At the end of the credits they depicted a sign bearing the words, "Murray Field (formerly known as Henman Hill)". They liked the joke so much they repeated it, with variations, for the rest of the week. After Thursday's highlights it was, "Henman Hill: Sale agreed. Murray Field: New owner", while at the beginning of Wednesday's show it was "Rusedski Ridge" and "Sherwood Forest." How we laughed.

We can't get by without a few Henman-style volleys at the BBC for their whole treatment of the accursed promontory: the mindless interviews with the fanatical-for-a-fortnight, that arch tone imported from those tongue-in-cheek regional TV news reports - and to cap it all Andrew Castle, shouting above the cheers as they clocked themselves on the big screen: "The sound of the British sporting summer - come on Tim!" I don't know about you, if you saw it, but on the sports desk we all threw up.

Otherwise, between matches, it was mostly The Murray Thing. On Thursday afternoon, before the lad had even played his second-round tie, Jimmy Connors was metaphorically laying a cool, damp cloth across "Giggling" Sue Barker's fevered brow. She wondered if Murray could become a great player, but Connors was in hold-your-horses mode.

"'Great' is a very loose word in sport," he said. "There's time for him to run out and prove it, and then run into that word." Connors ran into that sentence like he used to run around court, but you knew what he meant.

Comparisons are fatuous but irresistible, and because Henman is on the slide, he suffers by them all. He walks round the court, for example, like a straight bloke in a gay pub walking up to the bar to get the drinks in. Manly, very manly. But Murray carries himself with the swagger of a Glaswegian protestant who's just decided that his mission in life is to walk into a Celtic pub and sing "The Sash My Father Wore".

And though nobody's saying Henman's a tennis eunuch - he can pull a £6.8m-sized wad from his pocket and imitate Harry Enfield in answer to that one - Murray seems to have the real cojones a champion needs packed in his shorts. Look at the keepy-uppy in the warm-up, the fire in the eyes, the celebrations. Henman's fist-pump was a bit naff; this boy celebrates like he's just scored the winner in the Cup final.

"You're talking about not building him up too much," said Pat Cash on the highlights. "It's too late for that." Inverdale, to his credit, was wise to the hype. "Before we self-combust about Andrew Murray," he said, "let's not forget Rafael Nadal - he's only a few months older and he's already a Grand Slam champion."

That was at Roland Garros, where the furthest Henman went was the semis last year, which sounds all too familiar. As he was losing on Thursday, Pat Cash on Radio 5 was asking for e-mails suggesting what Henman might do with the rest of his life. On TV, though he said some nice things, in the end he was damning: "On the forehand, he just doesn't have the power any more."

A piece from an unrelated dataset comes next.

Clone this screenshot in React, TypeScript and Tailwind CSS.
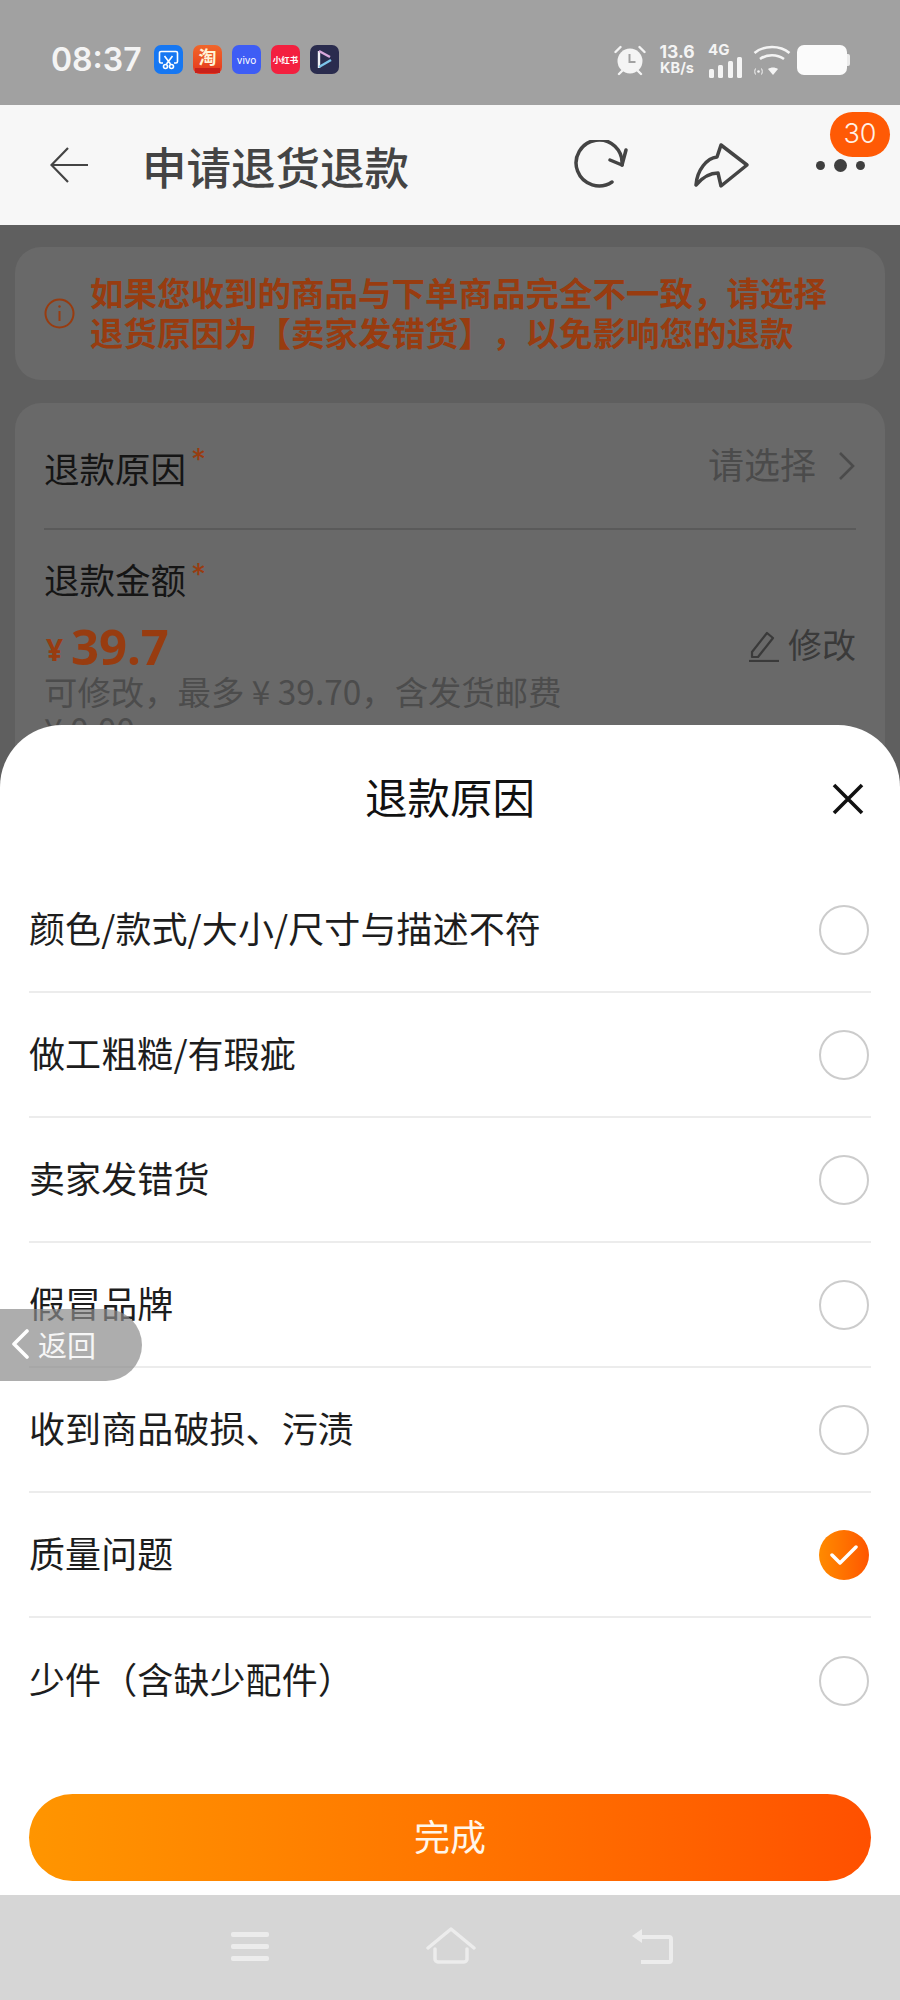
// App.tsx
const reasons = [
  { name: '颜色/款式/大小/尺寸与描述不符' },
  { name: '做工粗糙/有瑕疵' },
  { name: '卖家发错货' },
  { name: '假冒品牌' },
  { name: '收到商品破损、污渍' },
  { name: '质量问题', checked: true },
  { name: '少件（含缺少配件）' },
]

const StatusBar = () => (
  <div className="flex h-[105px] shrink-0 items-center bg-[#a1a1a1] pl-[51px] pr-[50px] pt-[14px] text-white">
    <span className="w-[103px] font-['Inter',sans-serif] text-[32px] font-semibold leading-none text-[#f4f4f4]">08:37</span>
    <div className="flex gap-[10px]">
      <div className="flex h-[29px] w-[29px] items-center justify-center rounded-[7px] bg-[#1677f2]">
        <svg width="21" height="20" viewBox="0 0 21 20" fill="none" stroke="white" strokeWidth="1.6">
          <path d="M5 13H3a1.5 1.5 0 0 1-1.5-1.5V3A1.5 1.5 0 0 1 3 1.5h15A1.5 1.5 0 0 1 19.5 3v8.5A1.5 1.5 0 0 1 18 13h-2" />
          <path d="M6.5 6l6 8M14.5 6l-6 8" />
          <circle cx="7.5" cy="16.5" r="2" />
          <circle cx="13.5" cy="16.5" r="2" />
        </svg>
      </div>
      <div className="relative flex h-[29px] w-[29px] items-start justify-center rounded-[7px] bg-gradient-to-b from-[#f0662a] to-[#e6331c]">
        <span className="text-[18px] font-bold leading-[22px] text-[#fff3d6]">淘</span>
        <span className="absolute bottom-[1px] h-[5px] w-[25px] bg-[#c9211a]" />
      </div>
      <div className="flex h-[29px] w-[29px] items-center justify-center rounded-[7px] bg-[#3e5df5] font-['Inter',sans-serif] text-[10px] leading-none text-white">vivo</div>
      <div className="flex h-[29px] w-[29px] items-center justify-center rounded-[7px] bg-[#f3203f] text-[8.5px] font-bold leading-none text-white">
        <span className="whitespace-nowrap">小红书</span>
      </div>
      <div className="flex h-[29px] w-[29px] items-center justify-center rounded-[7px] bg-[#2a2c4e]">
        <svg width="19" height="21" viewBox="0 0 19 21" fill="none" strokeWidth="2.4">
          <path d="M4 2v17" stroke="#f0f0f5" />
          <path d="M4 2l11 6" stroke="#d9a8dc" />
          <path d="M4 18l12-7" stroke="#7cc4ea" />
        </svg>
      </div>
    </div>
    <div className="ml-auto flex items-center text-[#f4f4f4]">
      <svg width="32" height="32" viewBox="0 0 32 32">
        <circle cx="16" cy="17" r="12.5" fill="#f4f4f4" />
        <path d="M15.5 10v8h6" fill="none" stroke="#a1a1a1" strokeWidth="2" />
        <path d="M1.5 8l5-5M30.5 8l-5-5M5 30l3-3M27 30l-3-3" stroke="#f4f4f4" strokeWidth="2.4" strokeLinecap="round" />
      </svg>
      <div className="ml-[12px] flex w-[38px] flex-col items-center font-['Inter',sans-serif] font-bold leading-none">
        <span className="text-[17.5px] leading-[17px]">13.6</span>
        <span className="text-[14.5px] leading-[16px]">KB/s</span>
      </div>
      <div className="ml-[12px] flex w-[36px] flex-col font-['Inter',sans-serif]">
        <span className="text-[15px] font-bold leading-[15px]">4G</span>
        <svg width="35" height="21" viewBox="0 0 35 21" fill="#f4f4f4">
          <rect x="1" y="12" width="5" height="9" rx="1.5" />
          <rect x="10" y="8" width="5" height="13" rx="1.5" />
          <rect x="20" y="4" width="5" height="17" rx="1.5" />
          <rect x="29" y="0" width="5" height="21" rx="1.5" />
        </svg>
      </div>
      <svg className="ml-[9px]" width="38" height="32" viewBox="0 0 38 32" fill="none" stroke="#f4f4f4" strokeWidth="2.6">
        <path d="M1.5 9C11 1 27 1 36.5 9" />
        <path d="M7 15c7-5 17-5 24 0" />
        <path d="M20 31l-5-6c3-2 7-2 10 0z" fill="#f4f4f4" stroke="none" />
        <circle cx="5.5" cy="27.5" r="1.3" fill="#f4f4f4" stroke="none" />
        <path d="M2.5 24.5c-1 2-1 4 0 6M8.5 24.5c1 2 1 4 0 6" strokeWidth="1" />
      </svg>
      <div className="ml-[6px] flex items-center">
        <div className="h-[30px] w-[50px] rounded-[7px] bg-[#fbfbfb]" />
        <div className="h-[12px] w-[3px] rounded-r-[2px] bg-[#ececec]" />
      </div>
    </div>
  </div>
)

const Header = () => (
  <div className="relative flex h-[120px] shrink-0 items-center bg-[#f7f7f7] pl-[50px] text-[#444444]">
    <svg width="38" height="36" viewBox="0 0 38 36" fill="none" stroke="#444444" strokeWidth="2.2">
      <path d="M18 1L1.5 18 18 35M1.5 18H38" />
    </svg>
    <h1 className="ml-[54px] mt-[2px] text-[44.5px] font-medium leading-none">申请退货退款</h1>
    <div className="ml-auto flex items-center">
      <svg width="56" height="50" viewBox="0 0 56 50" fill="none" stroke="#444444" strokeWidth="3.5" strokeLinecap="round" strokeLinejoin="round">
        <path d="M39 42A23 23 0 1 1 49 25" />
        <path d="M37 20l12 5 4-15" />
      </svg>
      <svg className="ml-[62px]" width="60" height="50" viewBox="0 0 60 50" fill="none" stroke="#444444" strokeWidth="3.5" strokeLinejoin="round">
        <path d="M30 5l26 20-26 21-3-13C18 33 11 38 5 45c1-15 11-27 21-28z" />
      </svg>
      <div className="ml-[65px] mr-[35px] flex items-center gap-[9px]">
        <span className="h-[9px] w-[9px] rounded-full bg-[#3f3f3f]" />
        <span className="h-[13px] w-[13px] rounded-full bg-[#3f3f3f]" />
        <span className="h-[9px] w-[9px] rounded-full bg-[#3f3f3f]" />
      </div>
    </div>
    {/* message count */}
    <span className="absolute left-[830px] top-[7px] flex h-[45px] w-[60px] items-center justify-center rounded-full bg-[#ff5a05] font-['Inter',sans-serif] text-[27px] font-light text-[#fff1e6]">30</span>
  </div>
)

const RefundForm = () => (
  <div className="min-h-0 flex-1 overflow-hidden px-[15px] pt-[22px]">
    {/* notice */}
    <div className="flex h-[133px] items-center rounded-[26px] bg-[#696969] pl-[29px]">
      <svg width="31" height="31" viewBox="0 0 31 31" fill="none" stroke="#983c10" strokeWidth="2">
        <circle cx="15.5" cy="15.5" r="14" />
        <path d="M15.5 13v10" />
        <circle cx="15.5" cy="8.5" r="1.2" fill="#983c10" stroke="none" />
      </svg>
      <p className="mb-[3px] ml-[15px] text-[33.5px] font-bold leading-[40px] text-[#983c10] [text-spacing-trim:space-all]">
        如果您收到的商品与下单商品完全不一致，请选择
        <br />
        退货原因为【卖家发错货】，以免影响您的退款
      </p>
    </div>

    {/* form */}
    <div className="mt-[23px] rounded-t-[26px] bg-[#696969] px-[29px]">
      <div className="flex h-[127px] items-center border-b-2 border-[#5a5a5a]">
        <span className="mt-[5px] text-[35.5px] leading-none text-[#151515]">退款原因</span>
        <span className="mb-[14px] ml-[5px] font-['Inter',sans-serif] text-[30px] leading-none text-[#983c10]">*</span>
        <span className="ml-auto mt-[-5px] text-[36px] leading-none text-[#4b4b4b]">请选择</span>
        <svg className="ml-[22px]" width="18" height="30" viewBox="0 0 18 30" fill="none" stroke="#4b4b4b" strokeWidth="2.6">
          <path d="M2 2l13 13L2 28" />
        </svg>
      </div>
      <div className="flex items-center pt-[29px]">
        <span className="text-[35.5px] leading-[40px] text-[#151515]">退款金额</span>
        <span className="mb-[10px] ml-[5px] font-['Inter',sans-serif] text-[30px] leading-none text-[#983c10]">*</span>
      </div>
      <div className="mt-[17px] flex h-[60px] items-center text-[#983c10]">
        <span className="mt-[8px] w-[27px] pl-[2px] font-['Noto_Sans',sans-serif] text-[30px] font-bold leading-none">¥</span>
        <span className="font-['Noto_Sans',sans-serif] text-[49px] font-bold leading-none">39.7</span>
        <svg className="ml-auto" width="32" height="32" viewBox="0 0 32 32" fill="none" stroke="#3a3a3a" strokeWidth="2.2" strokeLinejoin="round">
          <path d="M4 22L19 3l6 5-15 19H4z" />
          <path d="M1 31h30" />
        </svg>
        <span className="mb-[4px] ml-[8px] text-[34px] leading-none text-[#3a3a3a]">修改</span>
      </div>
      <p className="mt-[-4px] text-[33.4px] leading-[38px] text-[#4c4c4c]">
        可修改，最多 ¥ 39.70，含发货邮费
        <br />¥ 0.00
      </p>
    </div>
  </div>
)

const ReasonRow = ({ name, checked, last }: { name: string; checked?: boolean; last: boolean }) => (
  <div className={`flex h-[125px] items-center justify-between ${last ? '' : 'border-b-2 border-[#ececec]'}`}>
    <span className="mb-[5px] text-[36px] leading-none tracking-[0.1px] text-[#1d1d1d]">{name}</span>
    {checked ? (
      <div className="mr-[2px] flex h-[50px] w-[50px] items-center justify-center rounded-full bg-gradient-to-r from-[#ff8a00] to-[#ff5500]">
        <svg width="28" height="22" viewBox="0 0 28 22" fill="none" stroke="white" strokeWidth="3.5" strokeLinecap="round" strokeLinejoin="round">
          <path d="M2 11l8 8L26 3" />
        </svg>
      </div>
    ) : (
      <div className="mr-[2px] h-[50px] w-[50px] rounded-full border-2 border-[#cccccc]" />
    )}
  </div>
)

const ReasonSheet = () => (
  <div className="absolute left-0 top-[725px] h-[1170px] w-[900px] rounded-t-[62px] bg-white">
    <div className="relative flex h-[143px] items-center justify-center">
      <h2 className="text-[42.5px] font-normal leading-none text-[#111111]">退款原因</h2>
      <svg className="absolute left-[832px] top-[58px]" width="32" height="32" viewBox="0 0 32 32" fill="none" stroke="#111111" strokeWidth="3.6">
        <path d="M2 2l28 28M30 2L2 30" />
      </svg>
    </div>
    <div className="px-[29px]">
      {reasons.map((r, i) => (
        <ReasonRow key={r.name} name={r.name} checked={r.checked} last={i === reasons.length - 1} />
      ))}
    </div>
    <button className="ml-[29px] mt-[51px] flex h-[87px] w-[842px] items-center justify-center rounded-full bg-gradient-to-r from-[#ff9500] to-[#ff5000] pb-[5px] text-[36px] leading-none text-[#fff6ea]">
      完成
    </button>
  </div>
)

const NavBar = () => (
  <div className="flex h-[105px] shrink-0 items-start bg-[#d6d6d6] pl-[231px] pt-[32px]">
    <div className="mt-[5px] flex h-[29px] w-[38px] flex-col justify-between">
      <span className="h-[5px] rounded-[2px] bg-[#ececec]" />
      <span className="h-[5px] rounded-[2px] bg-[#ececec]" />
      <span className="h-[5px] rounded-[2px] bg-[#ececec]" />
    </div>
    <svg className="ml-[157px]" width="50" height="37" viewBox="0 0 50 37" fill="none" stroke="#ececec" strokeWidth="3.5" strokeLinecap="round" strokeLinejoin="round">
      <path d="M2 21L25 2l23 19" />
      <path d="M9 22v10a3 3 0 0 0 3 3h26a3 3 0 0 0 3-3V22" />
    </svg>
    <svg className="ml-[155px] mt-[1px]" width="42" height="36" viewBox="0 0 42 36" fill="none" stroke="#ececec" strokeWidth="4" strokeLinejoin="round">
      <path d="M8 9h30a2 2 0 0 1 2 2v21a2 2 0 0 1-2 2H10" />
      <path d="M1 8l10-7v14z" fill="#ececec" stroke="none" />
    </svg>
  </div>
)

export default function App() {
  return (
    <div className="relative flex h-[2000px] w-[900px] flex-col overflow-hidden bg-[#5f5f5f] font-['Noto_Sans_CJK_SC','Noto_Sans',sans-serif]">
      <StatusBar />
      <Header />
      <RefundForm />
      <NavBar />
      <ReasonSheet />

      {/* floating back pill */}
      <div className="absolute left-0 top-[1309px] flex h-[72px] w-[142px] items-center rounded-r-full bg-[#8a8a8a]/70 pb-[2px] pl-[11px]">
        <svg width="18" height="30" viewBox="0 0 18 30" fill="none" stroke="white" strokeWidth="3.6" strokeLinecap="round" strokeLinejoin="round">
          <path d="M16 2L3 15l13 13" />
        </svg>
        <span className="ml-[9px] text-[29px] leading-none text-[#f6f6f6]">返回</span>
      </div>
    </div>
  )
}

Boris Becker, whose hair displayed a predictable reaction to his being plugged into the mains underneath the desk, thought Henman would stick around a while - though "he's got to improve" if he doesn't want to have to slum it down the rankings.

The hunger, however strong, eventually dissipates. As Connors put it to Barker, between her great guffawing waves of hysterical, jaw-dislocating laughter: "You [not Barker, obviously] have a family, the bank account's looking good, and then you see youth trying to come up and take your place. So you either stand up and fight or you go away."

I reckon the former, but although Connors also said some nice things, the old slugger came through, and as he spoke of his prescription for a newer, better Henman, he had imaginary Tim in a larynx-crushing throat lock.

"I would take Tim and shake him a little bit," he said. "Shake some life into him, get a little enthusiasm and excitement going for him." Maybe that is Henman's problem. This week at least, it certainly isn't Murray's. And that's the naked truth.